Canada has built up a reputation around the world of being a utopian land of progress. After all, we have a prime minister who consistently emphasizes the importance of respecting minorities, addresses the need for reconciliation with Indigenous people, and is seen walking in Pride parades. Unfortunately, this utopia is not what it seems.
On Feb. 6, 2015, Canada’s Supreme Court unanimously struck down an “unconstitutional” ban on physician-assisted suicide. In the ruling were extremely specific guidelines on when it is permissible: the person must be a consenting adult who has a terminal illness which causes intolerable, enduring suffering, and that no physician would be forced to conduct the procedure, and could simply refer their patient to another physician.
This ruling struck a healthy balance and handled the issue perfectly. It allowed people to die with dignity without suffering, while having clear and strict safeguards in place so the system can not be abused. Doctors are also not forced to perform a procedure they are not comfortable with.
Universal health care in Canada is federally mandated under the Canada Healthcare Act. However, all medical services are left to the individual provinces to regulate. This did not bode well when, in 2016, Manitoba elected a majority government led by Brian Pallister, who served as MP in former Prime Minister Stephen Harper’s Conservative party.
Hence the non-issue of doctors who hold moral objections to the physician-assisted suicide ruling – which, again, is protected in the 2015 ruling – was turned into a very real one. The Manitoba Legislative Assembly passed Bill 34, which contained only two points: that a physician can refuse to participate in physician-assisted suicide, and that “a professional regulatory body cannot require its members to participate in medical assistance in dying.”
The first point is simply a rewording of what the Supreme Court already said in terms of physician’s rights. However, the introduction of this seemingly uncontroversial bill allowed the Manitoba government to slip in an additional second point which would cause a domino effect of consequences for years to come.
The language gave faith-based hospitals – whose boards had already made up their minds on the issue – a legislative leg to stand on with their deeply unconstitutional position on assisted dying. Both Concordia and St. Boniface hospitals have historical roots and connections to Christian churches, and both made it very clear that they would not allow their physicians to practice physician-assisted suicide following the Supreme Court ruling.
Since Bill 34 passed, absolutely nothing has been done to stop faith-based hospitals from imposing their religious agenda on staff and patients. This reveals a flaw with both our government and our healthcare system.
Our governments should be representative of their constituents, not that of a minority religious ideology. Physician-assisted suicide has the support of 80 per cent of Saskatchewanians and Manitobans. MLAs should be expected to pass legislation representative of the opinions of their constituents.
The other, and more immediate issue, is hospitals having the power to enforce their ideology in terms of how patients are treated. That is absurd. Hospitals are not citizens, and therefore do not qualify for religious protection under our Charter of Rights and Freedoms. What if these same hospitals expand the scope of their religiosity and subsequently decide they will not allow their physicians to prescribe birth control or medical marijuana to patients who require them?
Keeping in mind that these two hospitals are funded with our tax dollars, they should be providing the best and most relevant medical service – not the medical service most relevant to the convictions of their boards.
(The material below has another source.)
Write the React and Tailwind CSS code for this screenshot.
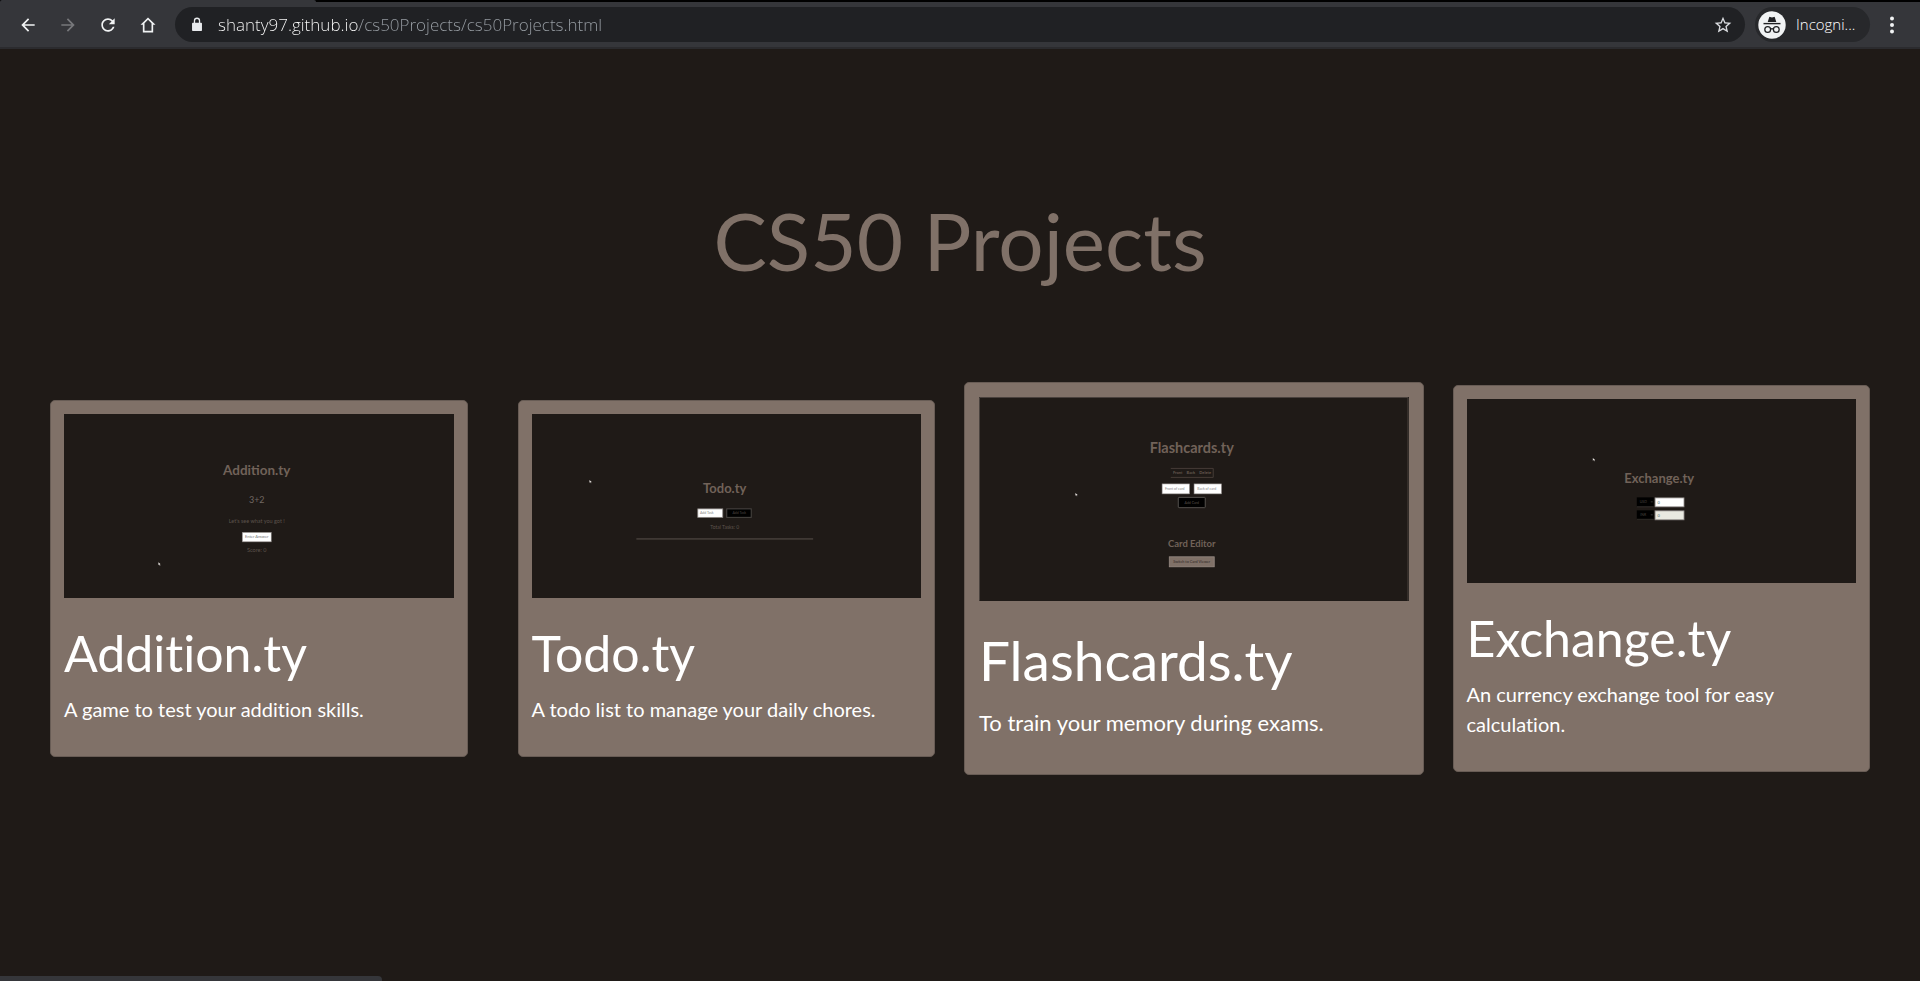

Allowing hospital boards to unilaterally impose their morality will be, and already has been, detrimental to our human right of autonomy.
At this point, concerns over abuse of the system that would result in the death of defenseless patients, and the argument constantly brought up that patients can be transferred to another facility so hospitals can maintain blanket bans on assisted death, are negligible considerations. There are preventative mechanisms built into the right to die that stipulate the necessity of a patient having a sound mind when making their decision.
What is often left out of this debate, however, is the undue burden of transferring between facilities for terminally-ill patients. This is not always physically possible. Pragmatic matters can, in practice, strip a patient of their right to assisted death if they are confined to a hospital that does not perform it.
The Supreme Court should make clear that the beliefs of a religious hospital board cannot trump the right of an individual to choose a legally permitted procedure.
Still, the truth of the matter is that while we continue to have these exhausted discussions over a practice the Supreme Court ruled constitutional three years ago, patients are in faith-based hospitals all across Canada – often through no choice of their own – and suffering against their will.
We often forget that there are real people behind these patient numbers, and any family that has had to go through a loved one being diagnosed with an incurable disease understands the importance of physician-assisted suicide. Even if not an option exercised, it should be an option available.